Customs, Excise and Gold Tribunal - Tamil Nadu
Commissioner Of Customs vs Aradhi Associates on 6 December, 2000
Equivalent citations: 2001(129)ELT120(TRI-CHENNAI)
ORDER S.S. Sekhon, Member (T)
1. These appeals are against the orders of Additional Commissioner of Customs apprising two consignments of 'Brass Ash Dross' and did not accept the loading of the values as proposed based on the Metal Bulletin Editorial Office, London, as he found that the department was not in a position to show any document regarding the deliberate mis-declaration of value of the goods or able to produce any evidence regarding illegal foreign exchange for excess payment. Therefore, he did not propose any action for the alleged misdeclaration of the goods and dropped the proceedings for mis-declaration and penal action under Section 112 of the Customs Act.
2. The Central Board of Excise & Customs vide their orders No. 30E, 16E and 14E all dated 17-01-1991 observed after going through the records of the case, that the party in their reply to the show-cause notice had submitted that the Metal Bulletin price of UK adopted for arriving at the assessable value represented the current market value in UK and not the transaction price as contemplated in the Valuation Rules and therefore, held that the Collector in his adjudication has rejected the invoice price and the revised unit price by US $ 545 per MT FOB and directed that PD assessment should be finalised accordingly. Therefore, the Collector should have confiscated the goods under Section 111(m) of the Act and then allowed the same to be redeemed on payment of suitable fine and penalty.
3. The present appeals have been filed on these grounds that the charge of mis-declaration of value being stood established, the Collector should have confiscated the goods under Section 111(m) of the Customs Act, 1962 and then allowed the same to be redeemed on payment of suitable fine and penalty and since the Collector has failed to impose penalty, the order impugned may be set aside and the CEGAT should determine the points and impose suitable fine and penalty on the importers.

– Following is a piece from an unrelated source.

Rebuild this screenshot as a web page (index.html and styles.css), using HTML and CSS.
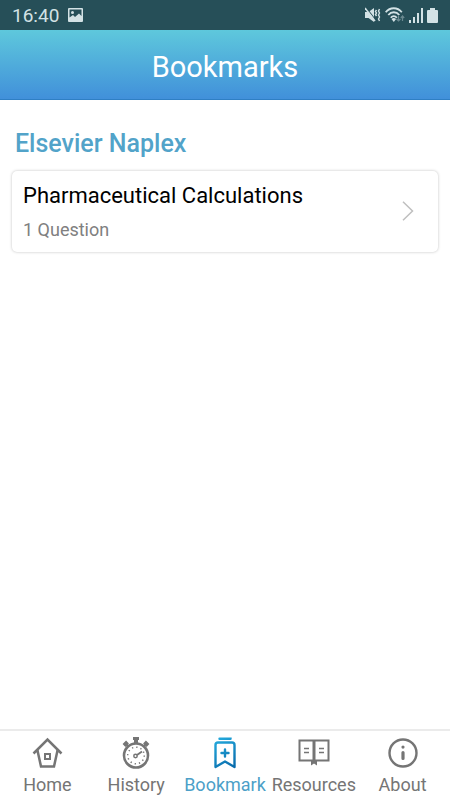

4. We have heard learned SDR for the department, who reiterated the grounds of appeal. None appeared for the respondents. We proceed to decide the matter after hearing learned SDR.
5. We have carefully considered the submissions and records of the case and find -
(a) The assessments were provisional and have been finalised by determining the values at US $ 545 per MT, after considering the detailed price list of like goods of Brass Dross/Ash cleared through Bombay from the computer prints obtained by the learned Additional Commissioner, who found that price range from 455 to 600 US $ based on the copper content of the consignment. He found that as per the Metal Bulletin prices of brass scraps were not comparable to the prices of Brass Ash/Dross. Therefore, on the basis of valuing Brass Ash/Dross on the price of Brass scrap would not be correct. He also found that the importers have also declared the copper content for the subject brass dross as 50 to 55% and on test, the copper content came to 58% and therefore, he took the average of 50 to 53% as declared by the importers to be correct and thereafter he found the lowest price as per the contract and determined the value.

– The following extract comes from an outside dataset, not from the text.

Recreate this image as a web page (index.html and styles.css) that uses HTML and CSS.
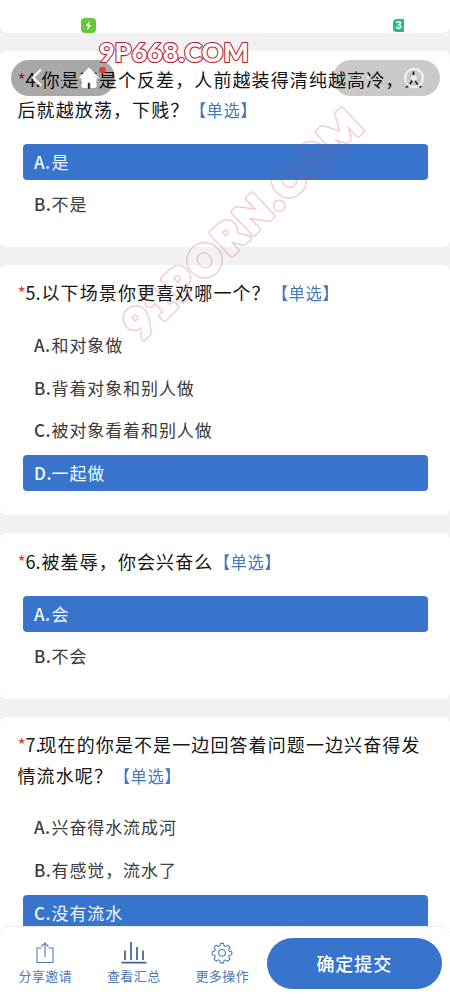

(b) We do not find any reasons as arrived at in the grounds of appeal as to why in the case of provisional assessment for a declared value, which is arrived at as per the valuation rules for the goods, the goods should be liable for confiscation; since the assessments were provisional, they should be considered for provisional for all purposes i.e. chemical test and or valuation and if the valuation are being determined by the Customs authorities by applying the Valuation Rules, it is not necessary that the values declared by the importers are mis-declaration, since the valuations have been enhanced not on any evidence of illegal remittance or of any remittance over and above the contracted invoice price. As the Collector has found that there is no material evidence, the values declared have been enhanced based on certain formula under Rule 11 applied for the determination of value. If the values have not acceptable to Customs and a different higher value is determined as per Valuation Rules, ipso facto is not a case of mis-declaration or intent to evade or avoid Customs duty and this will not constitute to our mind liability for confiscation under Section 111(m) of the Customs Act.
6. We also notice that the Hon'ble Supreme Court in the case of Ak-bar Badruddin jiwani v. CC as reported in 1990 (47) E.L.T. 161 has held that the quantum of penalty and find in lieu of confiscation would be harsh or excessive and have to be considered unreasonable, if the bona fides of the appellants are not considered and metis rea has not been established. In the present case, we find that no metis rea to declare the under valuation has been established. Following the above decision of the Supreme Court, we cannot find any reason for imposing any redemption fine or penalty on the importers in the facts and circumstances of the case.
7. In view of our above findings, we would reject the appeals.